Mushroom hunting can be tough, as the best spots to find the fantastic fungus are usually off the beaten path. A person might have to bushwhack and climb over logs and mud. Once he or she finds the hidden delicacies, however, the pain is often forgotten and a mushroom hunter emerges from the woods.
"On our second year," Boni said, "there was a woman who was not dressed well for the hike and she had not done any strenuous hiking in a long time. The conditions that year were especially difficult. We went through lots of mud and the woman fell down repeatedly. I worried about her but at the end of the day she was smiling and talking about how great it was."
Winkler said it's the satisfaction of finding treasure that makes mushroom hunting such an addiction.
"I'm always looking, even in New York City," he said. "I took a vacation to Panama with my family and I about went crazy because there weren't any mushrooms there."
The climate of Eagle County doesn't exactly produce the best or most consistent mushrooms but it's definitely not a bad place for them, either.

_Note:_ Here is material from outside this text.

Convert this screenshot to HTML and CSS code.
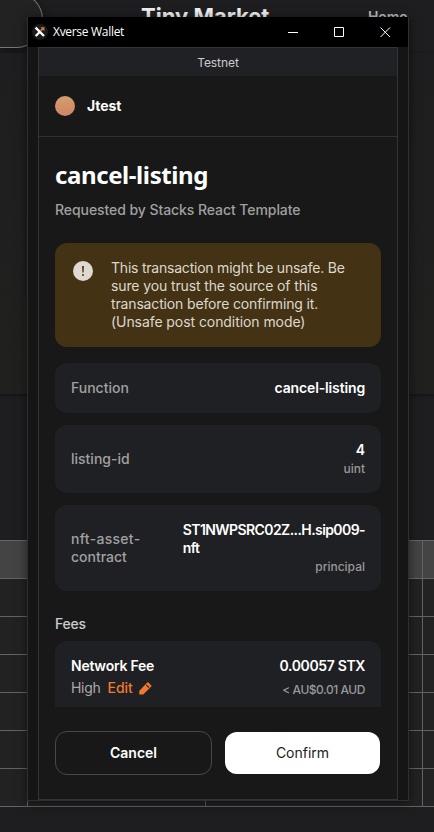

"With all the different aspects, drainages and altitudes here, there are always mushrooms somewhere," Winkler said.
"That's the beauty of Colorado - there are different places to look at any time."
Winkler said it might be tough to find chanterelle mushrooms in these parts this year after the drought.
"Hawkwings are happening now, though," he said.
Winkler and Evans said the U.S. is far behind most of the world cultures when it comes to embracing the benefits of fungus.
"America has sort of a mycophobia that seems to stem from the English heritage," Winkler said. "In Europe, where I come from, everyone picks mushrooms - children, grandmothers. They view the majority of mushrooms as benign while the English and Americans see them as mostly dangerous."
Evans said there are many health benefits to be had by eating more fungus.
"All the vitamin B you've ever had came from a fungus," he said. "Many mushrooms help the body recognize itself, helping to prevent auto-immune disorders like multiple sclerosis where the body attacks itself."
Meanwhile, many of the foods Americans eat on a daily basis are not exactly nutritious, Winkler said.
Together, the two experts are hoping to open western eyes and pallets to the benefits of fungus consumption.
"The good thing about fewer people looking for mushrooms, though, is that it's easier to find good spots," Winkler said.
Fungus played an important role in shaping the natural world as we know it today, Evans said.
"Four hundred million years ago, fungus and plants were balanced," he said. "The fungus consumed everything the plants produced and provided nutrients to the plants. Then the plants evolved and produced a material - lignin - that the fungus couldn't break down. That material fossilized and became known as lignite - coal. Then the fungus evolved to consume the lignin and that was the end of the carboniferous period."
Fungus is still important for maintaining the balance of the natural world, Evans said.
"The mushroom is only the fruit of the fungus, a small part of it, maybe 15 percent at most in extreme cases," he said. "The rest is underground and having an understanding of what is happening there will help you find mushrooms."